** Start Data section **
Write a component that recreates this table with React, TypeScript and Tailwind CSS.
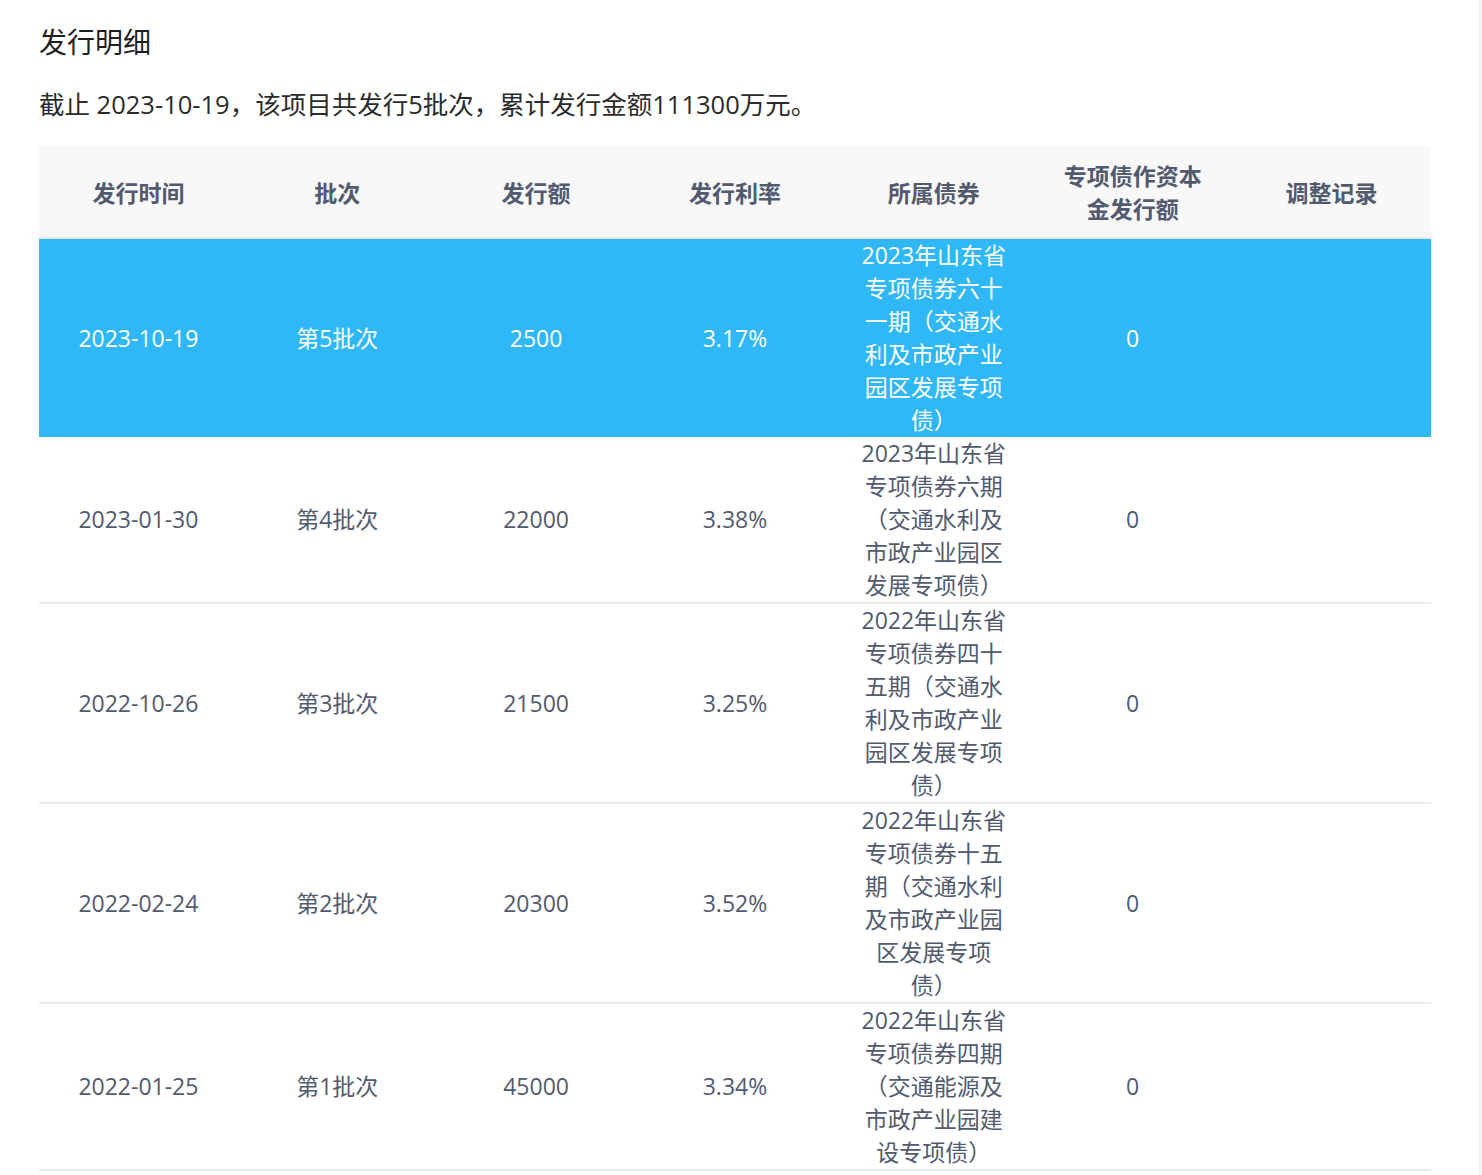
import React from 'react';

interface IssueRow {
  date: string;
  batch: string;
  amount: string;
  rate: string;
  bond: string;
  capital: string;
  record: string;
}

const ROWS: IssueRow[] = [
  {
    date: '2023-10-19',
    batch: '第5批次',
    amount: '2500',
    rate: '3.17%',
    bond: '2023年山东省专项债券六十一期（交通水利及市政产业园区发展专项债）',
    capital: '0',
    record: '',
  },
  {
    date: '2023-01-30',
    batch: '第4批次',
    amount: '22000',
    rate: '3.38%',
    bond: '2023年山东省专项债券六期（交通水利及市政产业园区发展专项债）',
    capital: '0',
    record: '',
  },
  {
    date: '2022-10-26',
    batch: '第3批次',
    amount: '21500',
    rate: '3.25%',
    bond: '2022年山东省专项债券四十五期（交通水利及市政产业园区发展专项债）',
    capital: '0',
    record: '',
  },
  {
    date: '2022-02-24',
    batch: '第2批次',
    amount: '20300',
    rate: '3.52%',
    bond: '2022年山东省专项债券十五期（交通水利及市政产业园区发展专项债）',
    capital: '0',
    record: '',
  },
  {
    date: '2022-01-25',
    batch: '第1批次',
    amount: '45000',
    rate: '3.34%',
    bond: '2022年山东省专项债券四期（交通能源及市政产业园建设专项债）',
    capital: '0',
    record: '',
  },
];

const HEADERS = ['发行时间', '批次', '发行额', '发行利率', '所属债券', '专项债作资本金发行额', '调整记录'];

export default function App() {
  const highlighted = 0;

  return (
    <div className="flex min-h-screen bg-white [font-family:'Open_Sans','Noto_Sans_CJK_SC',sans-serif]">
      <div className="w-[1479px] pl-[39px] pt-[22px]">
        <h2 className="text-[28px] leading-[40px] text-[#1f1f1f]">发行明细</h2>
        <p className="mt-[25px] text-[25.5px] leading-[35px] text-[#2b2b2b] [text-spacing-trim:space-all]">
          截止 2023-10-19，该项目共发行5批次，累计发行金额111300万元。
        </p>

        <table className="mt-[24px] w-[1392px] table-fixed border-collapse text-[23px] leading-[33px]">
          <thead>
            <tr className="bg-[#f8f8f9] border-b-2 border-[#e8eaec]">
              {HEADERS.map((h) => (
                <th
                  key={h}
                  className="h-[92px] px-[29px] pt-[3px] text-center align-middle font-bold text-[#515a6e]"
                >
                  {h}
                </th>
              ))}
            </tr>
          </thead>
          <tbody>
            {ROWS.map((r, i) => {
              const active = i === highlighted;
              const cells = [r.date, r.batch, r.amount, r.rate, r.bond, r.capital, r.record];
              return (
                <tr
                  key={r.date}
                  className={
                    active
                      ? 'bg-[#2fb8f5] text-white'
                      : 'bg-white text-[#515a6e] border-b-2 border-[#e8eaec]'
                  }
                >
                  {cells.map((c, j) => (
                    <td key={j} className="px-[26px] py-0 text-center align-middle">
                      {c}
                    </td>
                  ))}
                </tr>
              );
            })}
          </tbody>
        </table>
      </div>
      <div className="ml-auto w-[3px] bg-[#f4f5f9] border-l border-[#eceef3]" />
    </div>
  );
}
** End Data section **
**Problem description**
Omit pictures; set down the rest of the material word for word.

**Answer to the task**
Write a component that recreates this table with React, TypeScript and Tailwind CSS.
import React from 'react';

interface IssueRow {
  date: string;
  batch: string;
  amount: string;
  rate: string;
  bond: string;
  capital: string;
  record: string;
}

const ROWS: IssueRow[] = [
  {
    date: '2023-10-19',
    batch: '第5批次',
    amount: '2500',
    rate: '3.17%',
    bond: '2023年山东省专项债券六十一期（交通水利及市政产业园区发展专项债）',
    capital: '0',
    record: '',
  },
  {
    date: '2023-01-30',
    batch: '第4批次',
    amount: '22000',
    rate: '3.38%',
    bond: '2023年山东省专项债券六期（交通水利及市政产业园区发展专项债）',
    capital: '0',
    record: '',
  },
  {
    date: '2022-10-26',
    batch: '第3批次',
    amount: '21500',
    rate: '3.25%',
    bond: '2022年山东省专项债券四十五期（交通水利及市政产业园区发展专项债）',
    capital: '0',
    record: '',
  },
  {
    date: '2022-02-24',
    batch: '第2批次',
    amount: '20300',
    rate: '3.52%',
    bond: '2022年山东省专项债券十五期（交通水利及市政产业园区发展专项债）',
    capital: '0',
    record: '',
  },
  {
    date: '2022-01-25',
    batch: '第1批次',
    amount: '45000',
    rate: '3.34%',
    bond: '2022年山东省专项债券四期（交通能源及市政产业园建设专项债）',
    capital: '0',
    record: '',
  },
];

const HEADERS = ['发行时间', '批次', '发行额', '发行利率', '所属债券', '专项债作资本金发行额', '调整记录'];

export default function App() {
  const highlighted = 0;

  return (
    <div className="flex min-h-screen bg-white [font-family:'Open_Sans','Noto_Sans_CJK_SC',sans-serif]">
      <div className="w-[1479px] pl-[39px] pt-[22px]">
        <h2 className="text-[28px] leading-[40px] text-[#1f1f1f]">发行明细</h2>
        <p className="mt-[25px] text-[25.5px] leading-[35px] text-[#2b2b2b] [text-spacing-trim:space-all]">
          截止 2023-10-19，该项目共发行5批次，累计发行金额111300万元。
        </p>

        <table className="mt-[24px] w-[1392px] table-fixed border-collapse text-[23px] leading-[33px]">
          <thead>
            <tr className="bg-[#f8f8f9] border-b-2 border-[#e8eaec]">
              {HEADERS.map((h) => (
                <th
                  key={h}
                  className="h-[92px] px-[29px] pt-[3px] text-center align-middle font-bold text-[#515a6e]"
                >
                  {h}
                </th>
              ))}
            </tr>
          </thead>
          <tbody>
            {ROWS.map((r, i) => {
              const active = i === highlighted;
              const cells = [r.date, r.batch, r.amount, r.rate, r.bond, r.capital, r.record];
              return (
                <tr
                  key={r.date}
                  className={
                    active
                      ? 'bg-[#2fb8f5] text-white'
                      : 'bg-white text-[#515a6e] border-b-2 border-[#e8eaec]'
                  }
                >
                  {cells.map((c, j) => (
                    <td key={j} className="px-[26px] py-0 text-center align-middle">
                      {c}
                    </td>
                  ))}
                </tr>
              );
            })}
          </tbody>
        </table>
      </div>
      <div className="ml-auto w-[3px] bg-[#f4f5f9] border-l border-[#eceef3]" />
    </div>
  );
}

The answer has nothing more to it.